**Your task:** Count the lines below that contain the word "styles", and give only that number.

**Data block:**
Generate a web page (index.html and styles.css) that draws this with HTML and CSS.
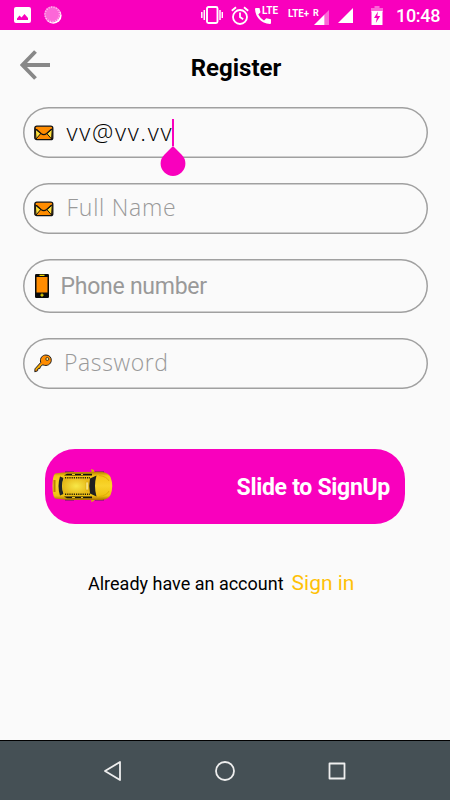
FILE: index.html
```html
<!DOCTYPE html>
<html lang="en">
<head>
  <meta charset="UTF-8" />
  <meta name="viewport" content="width=device-width, initial-scale=1.0"/>
  <title>Register</title>
  <link rel="stylesheet" href="styles.css">
</head>
<body>
  <div class="status-bar">
    <svg class="ic-picture" width="17" height="17" viewBox="0 0 17 17">
      <path fill="#fff" fill-rule="evenodd" d="M2 0h13q2 0 2 2v12q0 2-2 2H2q-2 0-2-2V2q0-2 2-2zM3 13h11v-2l-3.500-4-3 3.500L5.500 8.500 3 11.500z"/>
    </svg>
    <svg class="ic-sync" width="18" height="18" viewBox="0 0 18 18">
      <circle cx="9.300" cy="9.500" r="8.300" fill="#fff"/>
      <circle cx="8.300" cy="8.300" r="8.100" fill="#fc67d8"/>
      <circle cx="8.300" cy="8.300" r="7.200" fill="none" stroke="#ffc0ef" stroke-width="1.500" stroke-dasharray="1 1.500"/>
    </svg>
    <span class="spacer"></span>
    <svg class="ic-vibrate" width="22" height="18" viewBox="0 0 22 18" fill="none" stroke="#fff">
      <rect x="6" y="1" width="10.500" height="16" rx="1.500" stroke-width="1.900"/>
      <path stroke-width="1.500" d="M3.300 4v10M.8 6v6M19 4v10M21.300 6v6"/>
    </svg>
    <svg class="ic-alarm" width="18" height="19" viewBox="0 0 18 19" fill="none" stroke="#fff" stroke-width="1.800">
      <circle cx="9" cy="11" r="7"/>
      <path d="M9 6.500V11l3.200 2.200M.8 4.800L5 1.200M17.200 4.800L13 1.200"/>
    </svg>
    <svg class="ic-call" width="24" height="20" viewBox="0 0 24 20" fill="#fff">
      <path d="M1 3h3.500l1 4.300-2.200 2.200q2 4 5.700 5.900l2.300-2.200 4.700 1V18q0 .9-1 .9Q8 18.500 4 14 .4 10 0 4q0-1 1-1z"/>
      <text class="tiny bold" x="7" y="9" textLength="16" lengthAdjust="spacingAndGlyphs">LTE</text>
    </svg>
    <svg class="ic-lte" width="42" height="19" viewBox="0 0 42 19" fill="#fff">
      <text class="tiny bold" x="0" y="11" textLength="21" lengthAdjust="spacingAndGlyphs">LTE+</text>
      <text class="tiny roaming" x="25" y="10">R</text>
      <path d="M26 19L36.500 8.500V19z"/>
      <path opacity=".4" d="M36.500 8.500L41 4v15h-4.500z"/>
    </svg>
    <svg class="ic-signal" width="15" height="15" viewBox="0 0 15 15"><path fill="#fff" d="M0 15L15 0v15z"/></svg>
    <svg class="ic-battery" width="12" height="19" viewBox="0 0 12 19">
      <path fill="#fff" opacity=".4" d="M3.500 0h5v2H12v4H0V2h3.500z"/>
      <path fill="#fff" d="M.5 5h11v14H.5z"/>
      <path fill="#f900bd" d="M7 5.500L3 12h2.800l-1 5L9.200 10H6.300z"/>
    </svg>
    <span class="clock">10:48</span>
  </div>

  <header class="header">
    <svg class="back" width="30" height="30" viewBox="0 0 30 30" fill="none" stroke="#888" stroke-width="3.900">
      <path d="M30 15H3M15.500 1.500L2.500 15l13 13.500"/>
    </svg>
    <h1 class="title">Register</h1>
  </header>

  <main class="form">
    <div class="field">
      <svg class="field-icon mail" width="20" height="16" viewBox="0 0 20 16" stroke="#111" stroke-width="1.300" stroke-linejoin="round">
        <rect x=".8" y="1.200" width="18" height="13.500" rx="2" fill="#ff8c00"/>
        <path fill="#ffe03a" stroke-width="1" d="M1.300 4l5.500 4.500L2 14zM18.300 4l-5.500 4.500L17.600 14z"/>
        <path fill="#ff8c00" stroke-width="1.100" d="M1.500 3.500L7 8.500q2.800 2.200 5.600 0l5.600-5"/>
        <path fill="#ff8c00" stroke="none" d="M2 2h15.600v2H2z"/>
      </svg>
      <span class="value light email">vv@vv.vv</span>
      <span class="caret"><svg class="handle" width="26" height="31" viewBox="0 0 26 31"><path fill="#f900bd" d="M13 0l8.700 8.700a12.400 12.400 0 1 1-17.400 0z"/></svg></span>
    </div>
    <div class="field">
      <svg class="field-icon mail" width="20" height="16" viewBox="0 0 20 16" stroke="#111" stroke-width="1.300" stroke-linejoin="round">
        <rect x=".8" y="1.200" width="18" height="13.500" rx="2" fill="#ff8c00"/>
        <path fill="#ffe03a" stroke-width="1" d="M1.300 4l5.500 4.500L2 14zM18.300 4l-5.500 4.500L17.600 14z"/>
        <path fill="#ff8c00" stroke-width="1.100" d="M1.500 3.500L7 8.500q2.800 2.200 5.600 0l5.600-5"/>
        <path fill="#ff8c00" stroke="none" d="M2 2h15.600v2H2z"/>
      </svg>
      <span class="hint light name">Full Name</span>
    </div>
    <div class="field phone">
      <svg class="field-icon mobile" width="14" height="24" viewBox="0 0 14 24">
        <rect width="14" height="24" rx="1.200" fill="#0a0a0a"/>
        <path fill="#ff8c00" d="M1.500 3h11v15.500h-11z"/>
        <path fill="#e8d800" d="M4.500.7h5v1.300h-5zM6.400 19.600h1.200v1h1v1.200h-1v1H6.400v-1h-1v-1.200h1z"/>
      </svg>
      <span class="hint number">Phone number</span>
    </div>
    <div class="field">
      <svg class="field-icon key" width="18" height="19" viewBox="0 0 18 19">
        <path fill="#ff8c00" stroke="#222" d="M8.800 10.800L6.500 12.500 5.800 14.500l-2 .3-.2 2-2.800 1 .2-3L6.700 8.500C5.500 4 8.500 1 12 1c3.500 0 5.500 2.500 5.300 5.500-.3 3.500-4 6.300-8.500 4.300z"/>
        <path stroke="#e8d800" d="M2 15.500l5-5"/>
        <circle cx="13.300" cy="5" r="1.500" fill="#ffe98a" stroke="#222" stroke-width=".8"/>
      </svg>
      <span class="hint light password">Password</span>
    </div>
  </main>

  <div class="slide-btn">
    <svg class="taxi" width="61" height="34" viewBox="0 0 61 34">
      <defs>
        <linearGradient id="body" x1="0" y1="0" x2="0" y2="1">
          <stop offset="0" stop-color="#b47c00"/>
          <stop offset=".15" stop-color="#f3c713"/>
          <stop offset=".5" stop-color="#f8d42c"/>
          <stop offset=".85" stop-color="#efc010"/>
          <stop offset="1" stop-color="#a87000"/>
        </linearGradient>
        <radialGradient id="roof">
          <stop offset="0" stop-color="#f8e848"/>
          <stop offset="1" stop-color="#e6b818"/>
        </radialGradient>
      </defs>
      <path fill="#5c2850" d="M13 2.500h9V5h-9zM43 2.500h9V5h-9zM13 29h9v2.500h-9zM43 29h9v2.500h-9z"/>
      <path fill="#dca90c" d="M39 0l3 1v4h-2zM39 33l3-1v-4h-2z"/>
      <path fill="url(#body)" d="M3 4.500q9-2 20-1.500l27-.3q6 .8 8.500 5.300 3.500 9 0 18-2.500 4.500-8.500 5L24 31q-11 0-21-1.500Q.5 27 .5 17T3 4.500z"/>
      <path fill="#b98300" d="M1.500 11h2v12h-2z"/>
      <path fill="#171510" d="M15 4.800h25v1.600H12zM12 27.600h28v1.600H15z"/>
      <path stroke="#edc31b" d="M20 5.500h3M29 5.500h2M20 28.500h3M29 28.500h2"/>
      <path fill="#20242a" d="M8 7.500l3.500 1.500q-3 8 0 16L8 26.500q-3-9.500 0-19z"/>
      <path fill="url(#roof)" d="M12 8h26v18H12q-3-9 0-18z"/>
      <path stroke="#252006" stroke-width="1.600" stroke-dasharray="1.200 1" d="M13 8.800h25M13 25.200h25"/>
      <path fill="#202020" d="M38 9.500L44.500 6.500q-3 10.500 0 21L38 24.500q-1.500-7.500 0-15z"/>
      <path fill="#fff3a0" stroke="#dca90c" stroke-width=".7" d="M34 13h2.200v8H34z"/>
      <path fill="none" stroke="#e0ad08" d="M47 6.500q8 1 10 5.500M47 27.500q8-1 10-5.500"/>
    </svg>
    <span class="slide-text">Slide to SignUp</span>
  </div>

  <div class="signin">
    <span class="signin-text">Already have an account</span>
    <a class="signin-link">Sign in</a>
  </div>

  <nav class="nav-bar">
    <svg width="20" height="22" viewBox="0 0 20 22"><path d="M17 2v18L2 11z"/></svg>
    <svg width="22" height="22" viewBox="0 0 22 22"><circle cx="11" cy="11" r="9"/></svg>
    <svg width="20" height="22" viewBox="0 0 20 22"><rect x="2.500" y="3.500" width="15" height="15"/></svg>
  </nav>
</body>
</html>
```
FILE: styles.css
```css
:root {
  --pink: #f900bd;
  --bg: #fafafa;
  --hint: #999999;
}

* {
  box-sizing: border-box;
}

body {
  margin: 0;
  width: 450px;
  height: 800px;
  display: flex;
  flex-direction: column;
  overflow: hidden;
  font-family: Roboto, sans-serif;
  background-color: var(--bg);
  color: #000;
}

svg {
  display: block;
  flex: none;
}

.status-bar {
  height: 30px;
  flex: none;
  display: flex;
  align-items: center;
  padding: 0 10px 0 14px;
  background: var(--pink);
}

.ic-sync { margin-left: 13px; }
.spacer { flex: 1; }
.ic-alarm { margin-left: 8px; }
.ic-call { margin: 0 0 0 6px; }
.ic-lte { margin: 0 0 0 9px; }
.ic-signal { margin: 1px 0 0 8px; }
.ic-battery { margin: 1px 0 0 18px; }

.tiny {
  font-size: 11px;
  font-weight: 500;
}

.bold {
  font-weight: 700;
}

.roaming {
  font-size: 9px;
  font-weight: 700;
}

.clock {
  width: 44px;
  margin: 1px 0 0 13px;
  color: #fff;
  font-size: 18px;
  font-weight: 500;
  letter-spacing: -0.3px;
  line-height: 30px;
  white-space: nowrap;
}

.header {
  height: 77px;
  flex: none;
  display: grid;
  grid-template-columns: 55px 1fr 55px;
  padding: 20px 0 0 20px;
}

.title {
  margin: 3px 0 0;
  padding-left: 2px;
  font-size: 24px;
  font-weight: 700;
  line-height: 30px;
  text-align: center;
}

.form {
  display: flex;
  flex-direction: column;
  gap: 25px;
  padding: 0 22.5px;
}

.field {
  height: 51px;
  display: flex;
  align-items: center;
  padding-left: 11.5px;
  box-shadow: inset 0 0 0 1.5px #a0a0a0;
  border-radius: 27px;
  font-size: 23px;
  line-height: 30px;
  white-space: nowrap;
}

.phone {
  height: 53.5px;
}

.hint {
  color: var(--hint);
}

.light {
  padding-bottom: 3px;
  font-family: "Open Sans", "Noto Sans", sans-serif;
  font-weight: 300;
}

.email {
  padding-bottom: 2px;
  font-size: 24px;
  letter-spacing: 1.7px;
  margin-right: -1px;
}

.name { letter-spacing: 0.75px; }
.password { letter-spacing: 0.6px; }

.number {
  padding-top: 3px;
  letter-spacing: -0.25px;
}

.mail { margin-right: 12.5px; }
.mobile { margin: 0 12px 0 0.5px; }
.key { margin-right: 12px; }

.caret {
  position: relative;
  width: 2px;
  height: 27px;
  background: var(--pink);
}

.handle {
  position: absolute;
  left: -12px;
  top: 27px;
}

.slide-btn {
  height: 75px;
  flex: none;
  display: flex;
  align-items: center;
  justify-content: space-between;
  margin: 60px 45px 0;
  padding: 0 15px 0 7px;
  border-radius: 30px;
  background: var(--pink);
}

.slide-text {
  padding-top: 2px;
  color: #fff;
  font-size: 23px;
  font-weight: 700;
  letter-spacing: -0.3px;
}

.signin {
  display: flex;
  align-items: baseline;
  gap: 8px;
  margin: 47px 0 0 88px;
  white-space: nowrap;
}

.signin-text {
  font-size: 18px;
}

.signin-link {
  color: #ffc107;
  font-size: 21px;
}

.nav-bar {
  height: 60px;
  flex: none;
  display: flex;
  align-items: center;
  justify-content: space-between;
  margin-top: auto;
  padding: 0 103px;
  border-top: 1px solid #000;
  background: #455055;
}

.nav-bar svg {
  fill: none;
  stroke: #eee;
  stroke-width: 1.800;
  stroke-linejoin: round;
}
```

**Result of the task:** 3